Taking the name Soupy Sales from old-time comic actor Chic Sale, in 1950 he “launched one of the country’s first teenage television dance shows,” in Cincinnati, said The Washington Post. Three years later in Detroit, he hosted Lunch With Soupy Sales, an afternoon show filled with “goofy skits, slapstick antics, and pie-tossing shenanigans” that outdrew the more staid Kukla, Fran and Ollie. The ABC network later brought his show, renamed The Soupy Sales Show, to New York. Sales chatted with guest stars and puppets, mangled the language, and made outrageous puns in a segment called “Words of Wisdom.” But the highlight of each show was his “getting smacked in the face with a cream pie or three.”
Sales claimed that some 20,000 pies had been hurled at him or his guests in the 1950s and ’60s.
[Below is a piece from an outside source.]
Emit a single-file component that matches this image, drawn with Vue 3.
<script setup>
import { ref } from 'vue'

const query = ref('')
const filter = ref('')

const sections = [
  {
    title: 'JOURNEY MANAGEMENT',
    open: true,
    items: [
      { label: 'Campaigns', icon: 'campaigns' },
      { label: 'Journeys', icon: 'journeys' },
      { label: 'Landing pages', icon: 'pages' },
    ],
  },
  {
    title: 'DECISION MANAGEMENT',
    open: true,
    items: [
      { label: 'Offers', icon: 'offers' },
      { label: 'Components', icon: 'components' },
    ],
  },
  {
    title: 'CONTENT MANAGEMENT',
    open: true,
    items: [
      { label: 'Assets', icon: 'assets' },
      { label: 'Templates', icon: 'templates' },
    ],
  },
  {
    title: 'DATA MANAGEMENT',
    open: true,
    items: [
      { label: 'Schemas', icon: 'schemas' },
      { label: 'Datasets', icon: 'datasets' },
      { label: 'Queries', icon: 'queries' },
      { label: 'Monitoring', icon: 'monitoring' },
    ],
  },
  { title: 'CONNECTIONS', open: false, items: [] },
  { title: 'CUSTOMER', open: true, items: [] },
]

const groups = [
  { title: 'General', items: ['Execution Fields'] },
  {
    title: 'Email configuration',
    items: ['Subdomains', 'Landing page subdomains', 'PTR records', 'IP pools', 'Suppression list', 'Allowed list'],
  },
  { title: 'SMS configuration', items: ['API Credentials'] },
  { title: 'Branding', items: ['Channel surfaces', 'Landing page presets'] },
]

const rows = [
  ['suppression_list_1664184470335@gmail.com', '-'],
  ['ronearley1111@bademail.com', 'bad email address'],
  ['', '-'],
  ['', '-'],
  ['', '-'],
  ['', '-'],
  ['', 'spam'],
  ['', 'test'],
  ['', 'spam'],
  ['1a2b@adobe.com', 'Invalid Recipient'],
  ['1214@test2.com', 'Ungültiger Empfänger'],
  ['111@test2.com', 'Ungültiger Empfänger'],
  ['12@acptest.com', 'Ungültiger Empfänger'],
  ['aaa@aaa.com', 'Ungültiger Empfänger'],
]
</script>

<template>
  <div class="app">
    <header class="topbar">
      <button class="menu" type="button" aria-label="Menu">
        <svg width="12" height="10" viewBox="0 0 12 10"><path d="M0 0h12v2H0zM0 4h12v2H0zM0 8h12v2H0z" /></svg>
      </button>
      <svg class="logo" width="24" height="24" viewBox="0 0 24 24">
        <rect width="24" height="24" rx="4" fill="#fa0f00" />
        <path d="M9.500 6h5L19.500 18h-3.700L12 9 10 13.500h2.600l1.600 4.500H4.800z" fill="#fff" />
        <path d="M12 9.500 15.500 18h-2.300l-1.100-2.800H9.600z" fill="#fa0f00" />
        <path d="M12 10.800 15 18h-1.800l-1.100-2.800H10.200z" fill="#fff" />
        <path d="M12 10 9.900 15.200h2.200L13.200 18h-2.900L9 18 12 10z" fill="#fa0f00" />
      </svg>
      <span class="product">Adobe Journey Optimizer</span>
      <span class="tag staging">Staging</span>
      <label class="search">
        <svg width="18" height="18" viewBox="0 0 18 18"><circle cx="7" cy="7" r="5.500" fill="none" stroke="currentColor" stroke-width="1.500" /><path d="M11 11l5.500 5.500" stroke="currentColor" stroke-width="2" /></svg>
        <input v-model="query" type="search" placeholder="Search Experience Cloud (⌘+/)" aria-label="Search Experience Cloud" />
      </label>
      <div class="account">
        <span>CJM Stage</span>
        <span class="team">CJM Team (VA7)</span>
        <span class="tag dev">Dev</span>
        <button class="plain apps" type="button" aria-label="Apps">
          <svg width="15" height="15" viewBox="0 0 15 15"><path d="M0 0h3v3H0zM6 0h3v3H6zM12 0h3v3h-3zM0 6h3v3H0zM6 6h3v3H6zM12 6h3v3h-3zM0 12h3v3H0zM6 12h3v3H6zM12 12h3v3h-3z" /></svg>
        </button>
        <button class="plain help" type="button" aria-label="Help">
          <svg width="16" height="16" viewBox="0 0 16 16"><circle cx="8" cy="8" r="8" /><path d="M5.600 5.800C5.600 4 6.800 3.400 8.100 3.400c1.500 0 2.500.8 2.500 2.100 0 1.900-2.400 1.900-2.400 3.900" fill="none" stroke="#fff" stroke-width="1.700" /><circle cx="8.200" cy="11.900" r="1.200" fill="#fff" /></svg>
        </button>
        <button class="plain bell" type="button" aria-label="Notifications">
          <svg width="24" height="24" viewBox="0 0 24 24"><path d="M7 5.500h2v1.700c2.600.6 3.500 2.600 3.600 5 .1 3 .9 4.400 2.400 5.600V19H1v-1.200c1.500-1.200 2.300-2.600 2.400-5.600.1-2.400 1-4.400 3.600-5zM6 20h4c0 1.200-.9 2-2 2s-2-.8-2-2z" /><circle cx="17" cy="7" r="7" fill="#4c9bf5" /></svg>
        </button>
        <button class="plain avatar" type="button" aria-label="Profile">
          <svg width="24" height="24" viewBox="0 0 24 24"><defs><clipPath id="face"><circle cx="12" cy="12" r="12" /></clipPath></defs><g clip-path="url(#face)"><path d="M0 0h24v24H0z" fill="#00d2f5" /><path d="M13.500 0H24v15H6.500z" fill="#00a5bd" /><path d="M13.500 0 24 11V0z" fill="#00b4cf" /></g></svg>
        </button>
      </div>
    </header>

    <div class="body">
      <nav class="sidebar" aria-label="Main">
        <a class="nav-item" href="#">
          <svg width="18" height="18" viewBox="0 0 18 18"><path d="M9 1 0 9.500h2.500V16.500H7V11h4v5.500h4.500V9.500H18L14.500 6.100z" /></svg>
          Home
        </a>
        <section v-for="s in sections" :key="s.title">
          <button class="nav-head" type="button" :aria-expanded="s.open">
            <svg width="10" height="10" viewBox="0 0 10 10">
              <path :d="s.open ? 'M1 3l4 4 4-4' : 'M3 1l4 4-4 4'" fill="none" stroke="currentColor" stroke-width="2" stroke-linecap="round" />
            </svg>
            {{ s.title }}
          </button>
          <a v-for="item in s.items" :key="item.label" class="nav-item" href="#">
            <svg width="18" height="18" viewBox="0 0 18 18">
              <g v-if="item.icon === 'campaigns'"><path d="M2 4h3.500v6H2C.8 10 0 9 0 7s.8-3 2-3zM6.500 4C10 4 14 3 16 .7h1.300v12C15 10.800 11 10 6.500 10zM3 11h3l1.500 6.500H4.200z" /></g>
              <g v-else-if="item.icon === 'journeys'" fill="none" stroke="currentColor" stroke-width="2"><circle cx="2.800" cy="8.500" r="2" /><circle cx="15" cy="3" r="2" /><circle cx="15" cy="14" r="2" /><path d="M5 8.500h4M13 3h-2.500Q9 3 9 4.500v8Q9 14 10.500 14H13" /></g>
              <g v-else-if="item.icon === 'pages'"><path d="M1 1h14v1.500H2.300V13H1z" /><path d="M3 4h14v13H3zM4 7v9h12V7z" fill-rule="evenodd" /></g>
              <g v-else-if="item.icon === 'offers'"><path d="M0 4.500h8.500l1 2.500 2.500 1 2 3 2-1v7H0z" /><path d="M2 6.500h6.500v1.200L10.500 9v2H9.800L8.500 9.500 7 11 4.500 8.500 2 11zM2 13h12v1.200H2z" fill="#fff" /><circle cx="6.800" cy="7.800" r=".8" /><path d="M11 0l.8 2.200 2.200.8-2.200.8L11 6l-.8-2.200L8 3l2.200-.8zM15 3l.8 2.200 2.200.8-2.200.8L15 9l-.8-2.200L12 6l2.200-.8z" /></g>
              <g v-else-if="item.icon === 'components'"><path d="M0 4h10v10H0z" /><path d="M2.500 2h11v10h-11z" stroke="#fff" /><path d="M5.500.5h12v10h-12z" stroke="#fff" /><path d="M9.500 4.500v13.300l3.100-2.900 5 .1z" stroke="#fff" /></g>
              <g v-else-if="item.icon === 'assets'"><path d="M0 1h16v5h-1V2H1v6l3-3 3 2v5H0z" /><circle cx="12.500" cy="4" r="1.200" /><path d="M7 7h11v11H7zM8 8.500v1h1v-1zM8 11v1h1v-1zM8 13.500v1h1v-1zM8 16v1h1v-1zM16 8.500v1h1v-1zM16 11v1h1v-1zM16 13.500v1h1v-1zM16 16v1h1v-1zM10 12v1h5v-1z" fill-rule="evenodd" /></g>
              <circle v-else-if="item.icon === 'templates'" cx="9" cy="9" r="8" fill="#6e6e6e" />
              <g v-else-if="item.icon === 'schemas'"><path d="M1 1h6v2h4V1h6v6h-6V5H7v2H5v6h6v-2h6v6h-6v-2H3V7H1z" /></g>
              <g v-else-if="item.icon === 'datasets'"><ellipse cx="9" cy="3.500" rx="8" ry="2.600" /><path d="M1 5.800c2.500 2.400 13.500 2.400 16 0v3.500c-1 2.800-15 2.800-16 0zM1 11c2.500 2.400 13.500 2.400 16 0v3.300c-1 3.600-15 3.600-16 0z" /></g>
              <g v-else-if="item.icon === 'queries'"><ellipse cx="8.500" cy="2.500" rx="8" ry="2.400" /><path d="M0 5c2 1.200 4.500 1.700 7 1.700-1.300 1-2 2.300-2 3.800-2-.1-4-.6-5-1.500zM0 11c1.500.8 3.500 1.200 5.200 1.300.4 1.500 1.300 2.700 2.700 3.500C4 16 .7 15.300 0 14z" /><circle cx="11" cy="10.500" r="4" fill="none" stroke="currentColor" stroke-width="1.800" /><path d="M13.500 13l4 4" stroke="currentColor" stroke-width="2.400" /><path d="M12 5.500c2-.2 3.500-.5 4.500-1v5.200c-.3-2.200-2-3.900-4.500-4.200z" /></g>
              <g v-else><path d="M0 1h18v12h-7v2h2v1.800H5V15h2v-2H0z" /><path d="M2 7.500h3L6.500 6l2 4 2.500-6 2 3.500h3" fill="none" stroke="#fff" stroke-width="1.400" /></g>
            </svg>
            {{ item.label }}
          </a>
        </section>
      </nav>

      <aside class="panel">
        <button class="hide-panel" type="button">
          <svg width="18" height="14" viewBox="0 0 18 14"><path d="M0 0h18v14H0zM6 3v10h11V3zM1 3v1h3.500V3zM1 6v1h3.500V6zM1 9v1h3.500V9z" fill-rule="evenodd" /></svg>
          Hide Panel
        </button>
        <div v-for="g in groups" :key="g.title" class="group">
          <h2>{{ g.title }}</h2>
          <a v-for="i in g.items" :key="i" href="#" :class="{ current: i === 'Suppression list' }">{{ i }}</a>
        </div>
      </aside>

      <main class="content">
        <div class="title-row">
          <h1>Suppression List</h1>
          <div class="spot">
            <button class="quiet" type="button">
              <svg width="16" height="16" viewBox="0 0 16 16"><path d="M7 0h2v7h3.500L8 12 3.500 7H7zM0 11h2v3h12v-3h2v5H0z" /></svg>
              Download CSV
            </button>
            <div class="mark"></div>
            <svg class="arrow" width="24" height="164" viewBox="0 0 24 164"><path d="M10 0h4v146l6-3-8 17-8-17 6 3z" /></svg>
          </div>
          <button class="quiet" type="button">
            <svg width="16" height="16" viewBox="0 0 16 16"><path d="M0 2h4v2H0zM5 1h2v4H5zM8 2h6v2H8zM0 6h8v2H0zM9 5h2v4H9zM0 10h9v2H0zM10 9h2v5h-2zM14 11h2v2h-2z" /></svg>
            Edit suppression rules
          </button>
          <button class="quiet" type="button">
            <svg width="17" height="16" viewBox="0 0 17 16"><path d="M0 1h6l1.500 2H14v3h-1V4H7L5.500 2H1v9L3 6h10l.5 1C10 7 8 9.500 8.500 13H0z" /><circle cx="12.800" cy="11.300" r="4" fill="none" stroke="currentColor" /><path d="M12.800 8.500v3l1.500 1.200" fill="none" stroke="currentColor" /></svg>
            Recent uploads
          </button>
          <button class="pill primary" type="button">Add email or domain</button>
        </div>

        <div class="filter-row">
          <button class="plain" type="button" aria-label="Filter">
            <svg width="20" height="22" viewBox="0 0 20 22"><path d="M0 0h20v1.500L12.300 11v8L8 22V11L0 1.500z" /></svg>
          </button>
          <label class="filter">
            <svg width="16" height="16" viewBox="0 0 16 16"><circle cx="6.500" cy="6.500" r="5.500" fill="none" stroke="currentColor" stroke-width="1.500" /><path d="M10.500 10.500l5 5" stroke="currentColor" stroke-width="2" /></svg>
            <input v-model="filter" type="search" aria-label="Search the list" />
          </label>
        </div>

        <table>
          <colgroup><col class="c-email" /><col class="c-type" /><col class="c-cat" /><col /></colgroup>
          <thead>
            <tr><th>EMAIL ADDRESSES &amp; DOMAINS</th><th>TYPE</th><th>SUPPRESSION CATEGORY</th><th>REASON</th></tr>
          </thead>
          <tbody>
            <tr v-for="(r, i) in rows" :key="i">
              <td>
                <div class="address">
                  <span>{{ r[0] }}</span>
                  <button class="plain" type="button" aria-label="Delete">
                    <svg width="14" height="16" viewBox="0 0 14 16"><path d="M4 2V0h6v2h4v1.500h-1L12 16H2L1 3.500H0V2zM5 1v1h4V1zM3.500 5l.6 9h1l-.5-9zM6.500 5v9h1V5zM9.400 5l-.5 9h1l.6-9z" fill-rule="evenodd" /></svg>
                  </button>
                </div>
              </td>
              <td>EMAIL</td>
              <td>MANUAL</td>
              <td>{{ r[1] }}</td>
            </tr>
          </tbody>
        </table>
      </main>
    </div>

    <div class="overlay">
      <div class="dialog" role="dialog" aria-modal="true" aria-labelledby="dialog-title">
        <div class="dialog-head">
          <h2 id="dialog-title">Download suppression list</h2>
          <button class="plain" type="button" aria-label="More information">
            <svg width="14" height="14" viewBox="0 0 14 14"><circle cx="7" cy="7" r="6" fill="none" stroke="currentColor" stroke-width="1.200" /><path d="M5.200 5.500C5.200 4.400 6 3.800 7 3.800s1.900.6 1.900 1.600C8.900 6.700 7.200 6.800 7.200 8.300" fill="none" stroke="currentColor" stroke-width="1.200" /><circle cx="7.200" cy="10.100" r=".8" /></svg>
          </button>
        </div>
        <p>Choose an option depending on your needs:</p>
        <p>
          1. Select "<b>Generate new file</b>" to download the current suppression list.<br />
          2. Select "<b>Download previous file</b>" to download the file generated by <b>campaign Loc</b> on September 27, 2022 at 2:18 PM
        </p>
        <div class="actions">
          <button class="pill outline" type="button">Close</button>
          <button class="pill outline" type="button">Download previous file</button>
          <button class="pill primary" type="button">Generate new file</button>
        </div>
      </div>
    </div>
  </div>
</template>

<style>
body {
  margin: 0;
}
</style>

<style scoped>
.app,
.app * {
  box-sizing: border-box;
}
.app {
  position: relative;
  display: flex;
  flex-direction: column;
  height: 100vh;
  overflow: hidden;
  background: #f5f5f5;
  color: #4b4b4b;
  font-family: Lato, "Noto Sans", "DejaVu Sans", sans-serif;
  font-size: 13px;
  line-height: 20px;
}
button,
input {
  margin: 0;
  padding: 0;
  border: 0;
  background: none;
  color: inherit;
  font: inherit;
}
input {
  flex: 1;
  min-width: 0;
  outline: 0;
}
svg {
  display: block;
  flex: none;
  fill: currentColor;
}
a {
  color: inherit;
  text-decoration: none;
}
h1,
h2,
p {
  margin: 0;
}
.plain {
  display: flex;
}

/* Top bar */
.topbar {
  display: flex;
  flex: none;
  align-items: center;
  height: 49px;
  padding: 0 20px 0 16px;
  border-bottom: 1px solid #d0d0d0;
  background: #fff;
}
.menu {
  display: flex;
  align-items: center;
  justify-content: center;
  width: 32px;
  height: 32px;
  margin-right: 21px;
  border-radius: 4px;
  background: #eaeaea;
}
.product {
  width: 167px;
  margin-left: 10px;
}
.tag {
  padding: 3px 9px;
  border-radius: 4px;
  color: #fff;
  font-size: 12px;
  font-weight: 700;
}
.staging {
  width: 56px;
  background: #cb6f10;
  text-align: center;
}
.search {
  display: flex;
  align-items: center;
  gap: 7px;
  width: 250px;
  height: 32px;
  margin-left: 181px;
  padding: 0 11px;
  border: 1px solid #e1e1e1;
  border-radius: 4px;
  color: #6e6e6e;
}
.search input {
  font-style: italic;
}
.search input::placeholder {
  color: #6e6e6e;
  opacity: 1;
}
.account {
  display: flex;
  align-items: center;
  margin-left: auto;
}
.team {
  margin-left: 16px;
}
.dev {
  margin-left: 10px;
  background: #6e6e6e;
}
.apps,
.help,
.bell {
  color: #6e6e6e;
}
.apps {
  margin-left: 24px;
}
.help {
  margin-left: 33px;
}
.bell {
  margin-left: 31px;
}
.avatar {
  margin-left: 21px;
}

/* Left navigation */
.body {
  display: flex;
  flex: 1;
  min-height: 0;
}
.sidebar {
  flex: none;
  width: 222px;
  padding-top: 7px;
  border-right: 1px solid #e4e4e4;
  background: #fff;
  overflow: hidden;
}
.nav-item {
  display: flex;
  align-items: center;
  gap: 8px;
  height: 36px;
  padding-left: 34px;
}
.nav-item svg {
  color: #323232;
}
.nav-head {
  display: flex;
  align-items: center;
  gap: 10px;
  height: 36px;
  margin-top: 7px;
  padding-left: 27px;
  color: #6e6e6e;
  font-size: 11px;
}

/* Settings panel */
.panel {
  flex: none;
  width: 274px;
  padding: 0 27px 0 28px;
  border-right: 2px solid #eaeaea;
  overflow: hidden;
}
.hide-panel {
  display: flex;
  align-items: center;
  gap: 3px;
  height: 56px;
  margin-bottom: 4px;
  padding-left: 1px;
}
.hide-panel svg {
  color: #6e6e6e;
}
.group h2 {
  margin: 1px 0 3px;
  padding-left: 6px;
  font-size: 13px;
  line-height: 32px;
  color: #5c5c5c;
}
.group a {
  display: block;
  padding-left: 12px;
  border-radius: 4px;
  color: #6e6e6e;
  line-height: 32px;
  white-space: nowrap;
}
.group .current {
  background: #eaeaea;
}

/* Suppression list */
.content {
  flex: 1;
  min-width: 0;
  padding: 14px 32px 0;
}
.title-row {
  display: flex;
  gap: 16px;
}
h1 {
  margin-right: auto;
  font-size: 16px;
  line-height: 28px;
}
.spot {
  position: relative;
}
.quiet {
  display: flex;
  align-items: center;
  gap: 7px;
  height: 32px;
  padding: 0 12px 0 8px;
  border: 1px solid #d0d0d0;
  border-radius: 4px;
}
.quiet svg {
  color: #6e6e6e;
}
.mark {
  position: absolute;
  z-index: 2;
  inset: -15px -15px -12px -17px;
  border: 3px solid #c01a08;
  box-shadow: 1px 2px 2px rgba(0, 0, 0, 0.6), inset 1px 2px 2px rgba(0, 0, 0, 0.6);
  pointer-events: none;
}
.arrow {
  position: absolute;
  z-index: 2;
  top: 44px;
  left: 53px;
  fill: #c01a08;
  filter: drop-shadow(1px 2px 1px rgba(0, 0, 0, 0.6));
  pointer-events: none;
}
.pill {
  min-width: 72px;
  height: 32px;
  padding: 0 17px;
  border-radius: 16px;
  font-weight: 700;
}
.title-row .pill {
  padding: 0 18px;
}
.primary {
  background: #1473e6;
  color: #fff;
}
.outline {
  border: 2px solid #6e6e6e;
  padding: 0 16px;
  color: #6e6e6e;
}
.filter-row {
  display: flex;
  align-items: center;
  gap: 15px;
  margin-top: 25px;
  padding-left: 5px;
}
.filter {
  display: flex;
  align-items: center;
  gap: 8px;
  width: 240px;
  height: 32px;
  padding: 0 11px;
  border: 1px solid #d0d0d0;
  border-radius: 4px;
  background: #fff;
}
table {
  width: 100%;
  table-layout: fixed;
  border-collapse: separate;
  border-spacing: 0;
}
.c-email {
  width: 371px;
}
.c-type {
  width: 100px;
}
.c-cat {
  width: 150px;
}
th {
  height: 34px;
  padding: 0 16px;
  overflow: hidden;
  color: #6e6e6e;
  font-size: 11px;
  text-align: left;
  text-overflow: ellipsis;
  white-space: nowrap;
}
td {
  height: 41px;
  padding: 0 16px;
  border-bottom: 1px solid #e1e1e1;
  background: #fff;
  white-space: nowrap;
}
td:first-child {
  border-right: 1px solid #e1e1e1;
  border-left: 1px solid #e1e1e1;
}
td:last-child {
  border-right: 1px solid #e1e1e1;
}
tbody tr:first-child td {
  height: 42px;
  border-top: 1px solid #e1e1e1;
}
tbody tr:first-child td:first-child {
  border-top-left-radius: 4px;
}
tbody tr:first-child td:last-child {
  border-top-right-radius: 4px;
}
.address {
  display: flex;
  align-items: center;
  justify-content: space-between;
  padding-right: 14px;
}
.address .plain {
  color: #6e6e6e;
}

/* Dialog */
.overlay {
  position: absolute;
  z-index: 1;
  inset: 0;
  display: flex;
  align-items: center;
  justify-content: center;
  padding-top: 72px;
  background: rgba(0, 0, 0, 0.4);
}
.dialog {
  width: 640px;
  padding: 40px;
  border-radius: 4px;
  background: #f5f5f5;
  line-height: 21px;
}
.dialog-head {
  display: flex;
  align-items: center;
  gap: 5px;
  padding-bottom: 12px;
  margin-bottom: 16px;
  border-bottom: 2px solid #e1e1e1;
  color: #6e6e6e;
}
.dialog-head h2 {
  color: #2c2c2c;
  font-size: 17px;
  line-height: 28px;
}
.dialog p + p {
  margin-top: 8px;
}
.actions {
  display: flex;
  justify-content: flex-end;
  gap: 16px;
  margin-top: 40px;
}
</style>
Frank Sinatra, Tony Curtis, and Jerry
Lewis were among those who “turned up just for the honor of being creamed,” said The New York Times. When it came to the ingredient for the perfect throwable pie, Sales preferred shaving cream to whipped cream or egg whites because it didn’t spoil. He later appeared frequently as a panelist on What’s My Line? and other game shows.
“I used to look like Cary Grant,” Sales once joked, “but not after being hit with 19,000 pies.”